• Task goal
The records below must be output exactly, without pictures.

Interface markup and scripts:
————————

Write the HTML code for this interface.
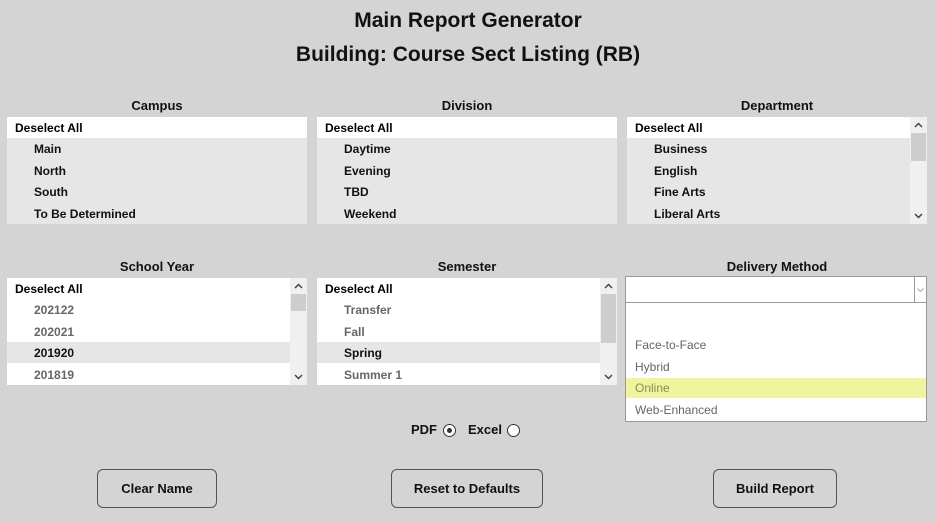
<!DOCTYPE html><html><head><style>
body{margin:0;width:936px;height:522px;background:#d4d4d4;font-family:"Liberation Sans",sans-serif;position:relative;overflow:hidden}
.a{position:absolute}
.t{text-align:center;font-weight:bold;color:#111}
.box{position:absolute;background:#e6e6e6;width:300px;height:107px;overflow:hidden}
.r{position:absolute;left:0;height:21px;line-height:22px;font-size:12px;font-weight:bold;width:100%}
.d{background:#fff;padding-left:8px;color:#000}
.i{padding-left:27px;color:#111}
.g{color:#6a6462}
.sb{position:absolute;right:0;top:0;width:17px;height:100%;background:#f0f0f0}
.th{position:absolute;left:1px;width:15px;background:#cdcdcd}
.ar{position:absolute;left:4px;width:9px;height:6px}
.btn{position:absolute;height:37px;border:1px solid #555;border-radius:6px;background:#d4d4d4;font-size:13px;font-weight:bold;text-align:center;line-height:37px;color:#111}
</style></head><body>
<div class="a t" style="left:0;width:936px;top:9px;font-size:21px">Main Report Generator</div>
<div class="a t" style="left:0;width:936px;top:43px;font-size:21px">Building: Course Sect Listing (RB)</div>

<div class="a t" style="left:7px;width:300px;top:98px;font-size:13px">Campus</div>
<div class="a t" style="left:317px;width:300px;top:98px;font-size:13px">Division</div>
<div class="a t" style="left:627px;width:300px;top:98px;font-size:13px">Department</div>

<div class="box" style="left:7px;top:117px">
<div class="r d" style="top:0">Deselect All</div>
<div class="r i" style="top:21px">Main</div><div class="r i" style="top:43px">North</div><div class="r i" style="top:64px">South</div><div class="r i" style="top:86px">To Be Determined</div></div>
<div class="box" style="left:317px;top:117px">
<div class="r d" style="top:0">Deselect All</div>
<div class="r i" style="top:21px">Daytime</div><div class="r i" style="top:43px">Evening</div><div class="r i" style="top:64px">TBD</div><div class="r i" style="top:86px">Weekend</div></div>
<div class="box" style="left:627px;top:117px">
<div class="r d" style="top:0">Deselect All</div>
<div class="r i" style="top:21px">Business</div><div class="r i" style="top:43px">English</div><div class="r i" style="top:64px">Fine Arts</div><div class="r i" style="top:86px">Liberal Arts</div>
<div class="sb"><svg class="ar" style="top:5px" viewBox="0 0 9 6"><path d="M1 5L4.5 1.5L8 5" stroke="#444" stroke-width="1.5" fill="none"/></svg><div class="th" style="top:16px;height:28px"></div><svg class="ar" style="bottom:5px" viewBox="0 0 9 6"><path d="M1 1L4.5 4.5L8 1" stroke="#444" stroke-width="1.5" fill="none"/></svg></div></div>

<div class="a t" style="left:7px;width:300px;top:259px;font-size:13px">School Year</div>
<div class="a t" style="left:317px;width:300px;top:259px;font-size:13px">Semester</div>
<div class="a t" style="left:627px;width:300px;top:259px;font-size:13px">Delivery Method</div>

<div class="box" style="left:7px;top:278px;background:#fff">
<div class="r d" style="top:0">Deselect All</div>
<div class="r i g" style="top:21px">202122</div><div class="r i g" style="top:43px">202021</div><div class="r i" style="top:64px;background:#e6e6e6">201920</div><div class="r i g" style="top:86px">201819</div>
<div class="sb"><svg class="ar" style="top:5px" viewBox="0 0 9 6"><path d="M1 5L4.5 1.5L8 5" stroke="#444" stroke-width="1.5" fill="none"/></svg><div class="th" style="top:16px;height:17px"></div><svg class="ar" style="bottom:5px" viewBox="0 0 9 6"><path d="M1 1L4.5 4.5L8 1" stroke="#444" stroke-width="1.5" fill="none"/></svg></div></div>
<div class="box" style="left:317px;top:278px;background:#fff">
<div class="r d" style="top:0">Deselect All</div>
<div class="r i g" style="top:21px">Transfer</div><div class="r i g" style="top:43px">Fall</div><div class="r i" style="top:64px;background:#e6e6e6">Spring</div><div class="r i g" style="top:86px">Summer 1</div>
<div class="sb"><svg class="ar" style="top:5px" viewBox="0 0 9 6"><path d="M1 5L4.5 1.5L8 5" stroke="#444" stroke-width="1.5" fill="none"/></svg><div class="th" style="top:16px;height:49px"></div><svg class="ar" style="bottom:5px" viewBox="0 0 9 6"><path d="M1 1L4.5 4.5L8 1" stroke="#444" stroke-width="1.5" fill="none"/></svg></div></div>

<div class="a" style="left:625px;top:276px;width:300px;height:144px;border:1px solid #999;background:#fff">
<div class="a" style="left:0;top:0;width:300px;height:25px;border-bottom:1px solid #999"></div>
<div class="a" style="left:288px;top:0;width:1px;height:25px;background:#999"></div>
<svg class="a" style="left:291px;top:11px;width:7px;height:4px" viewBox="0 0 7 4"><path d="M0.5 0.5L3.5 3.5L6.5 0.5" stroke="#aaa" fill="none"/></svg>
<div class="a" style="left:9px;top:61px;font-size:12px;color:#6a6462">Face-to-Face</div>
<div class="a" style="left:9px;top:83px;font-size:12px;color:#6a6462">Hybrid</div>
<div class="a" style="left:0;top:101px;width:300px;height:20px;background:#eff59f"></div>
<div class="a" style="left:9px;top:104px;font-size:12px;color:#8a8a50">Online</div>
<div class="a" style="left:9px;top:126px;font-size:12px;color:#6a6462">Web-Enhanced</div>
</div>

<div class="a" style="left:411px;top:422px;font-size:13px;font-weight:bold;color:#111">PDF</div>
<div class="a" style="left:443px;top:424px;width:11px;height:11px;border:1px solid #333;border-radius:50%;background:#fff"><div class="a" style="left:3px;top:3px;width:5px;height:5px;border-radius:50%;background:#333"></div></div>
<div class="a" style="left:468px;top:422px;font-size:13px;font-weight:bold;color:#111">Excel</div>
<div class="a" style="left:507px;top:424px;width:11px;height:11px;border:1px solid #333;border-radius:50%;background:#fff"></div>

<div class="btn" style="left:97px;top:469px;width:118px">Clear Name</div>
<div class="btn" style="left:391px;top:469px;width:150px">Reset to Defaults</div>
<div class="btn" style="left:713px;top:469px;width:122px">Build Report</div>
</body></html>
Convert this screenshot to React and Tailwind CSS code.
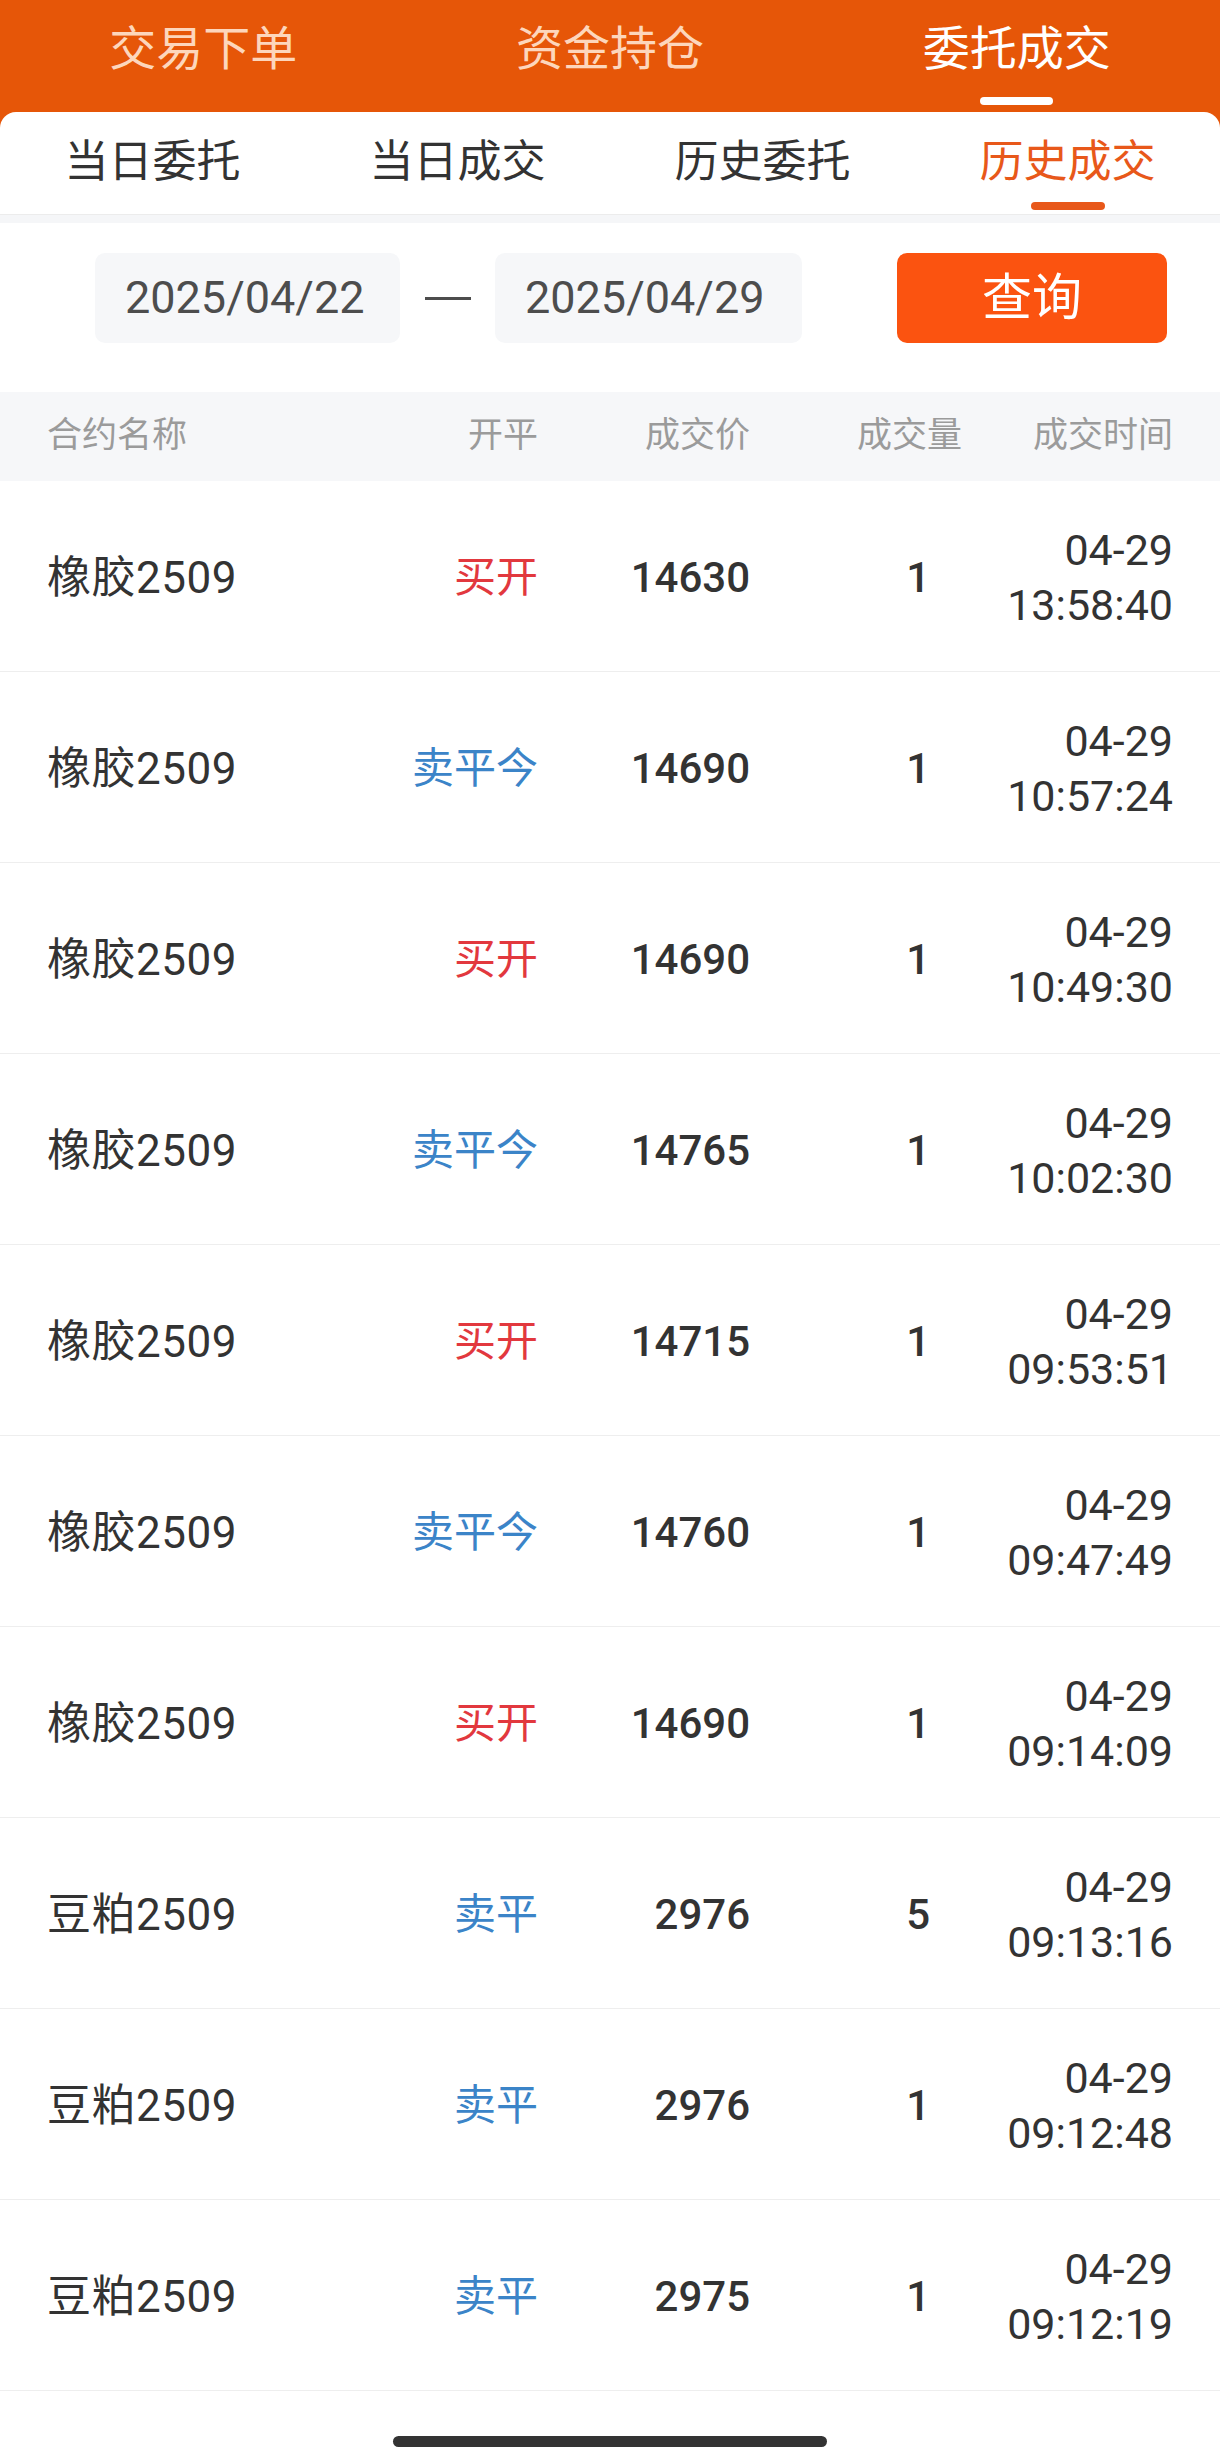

————————

• Task answer
Write the HTML code for this interface.
<!DOCTYPE html><html><head><style>
body{margin:0;width:936px;height:522px;background:#d4d4d4;font-family:"Liberation Sans",sans-serif;position:relative;overflow:hidden}
.a{position:absolute}
.t{text-align:center;font-weight:bold;color:#111}
.box{position:absolute;background:#e6e6e6;width:300px;height:107px;overflow:hidden}
.r{position:absolute;left:0;height:21px;line-height:22px;font-size:12px;font-weight:bold;width:100%}
.d{background:#fff;padding-left:8px;color:#000}
.i{padding-left:27px;color:#111}
.g{color:#6a6462}
.sb{position:absolute;right:0;top:0;width:17px;height:100%;background:#f0f0f0}
.th{position:absolute;left:1px;width:15px;background:#cdcdcd}
.ar{position:absolute;left:4px;width:9px;height:6px}
.btn{position:absolute;height:37px;border:1px solid #555;border-radius:6px;background:#d4d4d4;font-size:13px;font-weight:bold;text-align:center;line-height:37px;color:#111}
</style></head><body>
<div class="a t" style="left:0;width:936px;top:9px;font-size:21px">Main Report Generator</div>
<div class="a t" style="left:0;width:936px;top:43px;font-size:21px">Building: Course Sect Listing (RB)</div>

<div class="a t" style="left:7px;width:300px;top:98px;font-size:13px">Campus</div>
<div class="a t" style="left:317px;width:300px;top:98px;font-size:13px">Division</div>
<div class="a t" style="left:627px;width:300px;top:98px;font-size:13px">Department</div>

<div class="box" style="left:7px;top:117px">
<div class="r d" style="top:0">Deselect All</div>
<div class="r i" style="top:21px">Main</div><div class="r i" style="top:43px">North</div><div class="r i" style="top:64px">South</div><div class="r i" style="top:86px">To Be Determined</div></div>
<div class="box" style="left:317px;top:117px">
<div class="r d" style="top:0">Deselect All</div>
<div class="r i" style="top:21px">Daytime</div><div class="r i" style="top:43px">Evening</div><div class="r i" style="top:64px">TBD</div><div class="r i" style="top:86px">Weekend</div></div>
<div class="box" style="left:627px;top:117px">
<div class="r d" style="top:0">Deselect All</div>
<div class="r i" style="top:21px">Business</div><div class="r i" style="top:43px">English</div><div class="r i" style="top:64px">Fine Arts</div><div class="r i" style="top:86px">Liberal Arts</div>
<div class="sb"><svg class="ar" style="top:5px" viewBox="0 0 9 6"><path d="M1 5L4.5 1.5L8 5" stroke="#444" stroke-width="1.5" fill="none"/></svg><div class="th" style="top:16px;height:28px"></div><svg class="ar" style="bottom:5px" viewBox="0 0 9 6"><path d="M1 1L4.5 4.5L8 1" stroke="#444" stroke-width="1.5" fill="none"/></svg></div></div>

<div class="a t" style="left:7px;width:300px;top:259px;font-size:13px">School Year</div>
<div class="a t" style="left:317px;width:300px;top:259px;font-size:13px">Semester</div>
<div class="a t" style="left:627px;width:300px;top:259px;font-size:13px">Delivery Method</div>

<div class="box" style="left:7px;top:278px;background:#fff">
<div class="r d" style="top:0">Deselect All</div>
<div class="r i g" style="top:21px">202122</div><div class="r i g" style="top:43px">202021</div><div class="r i" style="top:64px;background:#e6e6e6">201920</div><div class="r i g" style="top:86px">201819</div>
<div class="sb"><svg class="ar" style="top:5px" viewBox="0 0 9 6"><path d="M1 5L4.5 1.5L8 5" stroke="#444" stroke-width="1.5" fill="none"/></svg><div class="th" style="top:16px;height:17px"></div><svg class="ar" style="bottom:5px" viewBox="0 0 9 6"><path d="M1 1L4.5 4.5L8 1" stroke="#444" stroke-width="1.5" fill="none"/></svg></div></div>
<div class="box" style="left:317px;top:278px;background:#fff">
<div class="r d" style="top:0">Deselect All</div>
<div class="r i g" style="top:21px">Transfer</div><div class="r i g" style="top:43px">Fall</div><div class="r i" style="top:64px;background:#e6e6e6">Spring</div><div class="r i g" style="top:86px">Summer 1</div>
<div class="sb"><svg class="ar" style="top:5px" viewBox="0 0 9 6"><path d="M1 5L4.5 1.5L8 5" stroke="#444" stroke-width="1.5" fill="none"/></svg><div class="th" style="top:16px;height:49px"></div><svg class="ar" style="bottom:5px" viewBox="0 0 9 6"><path d="M1 1L4.5 4.5L8 1" stroke="#444" stroke-width="1.5" fill="none"/></svg></div></div>

<div class="a" style="left:625px;top:276px;width:300px;height:144px;border:1px solid #999;background:#fff">
<div class="a" style="left:0;top:0;width:300px;height:25px;border-bottom:1px solid #999"></div>
<div class="a" style="left:288px;top:0;width:1px;height:25px;background:#999"></div>
<svg class="a" style="left:291px;top:11px;width:7px;height:4px" viewBox="0 0 7 4"><path d="M0.5 0.5L3.5 3.5L6.5 0.5" stroke="#aaa" fill="none"/></svg>
<div class="a" style="left:9px;top:61px;font-size:12px;color:#6a6462">Face-to-Face</div>
<div class="a" style="left:9px;top:83px;font-size:12px;color:#6a6462">Hybrid</div>
<div class="a" style="left:0;top:101px;width:300px;height:20px;background:#eff59f"></div>
<div class="a" style="left:9px;top:104px;font-size:12px;color:#8a8a50">Online</div>
<div class="a" style="left:9px;top:126px;font-size:12px;color:#6a6462">Web-Enhanced</div>
</div>

<div class="a" style="left:411px;top:422px;font-size:13px;font-weight:bold;color:#111">PDF</div>
<div class="a" style="left:443px;top:424px;width:11px;height:11px;border:1px solid #333;border-radius:50%;background:#fff"><div class="a" style="left:3px;top:3px;width:5px;height:5px;border-radius:50%;background:#333"></div></div>
<div class="a" style="left:468px;top:422px;font-size:13px;font-weight:bold;color:#111">Excel</div>
<div class="a" style="left:507px;top:424px;width:11px;height:11px;border:1px solid #333;border-radius:50%;background:#fff"></div>

<div class="btn" style="left:97px;top:469px;width:118px">Clear Name</div>
<div class="btn" style="left:391px;top:469px;width:150px">Reset to Defaults</div>
<div class="btn" style="left:713px;top:469px;width:122px">Build Report</div>
</body></html>
Convert this screenshot to React and Tailwind CSS code.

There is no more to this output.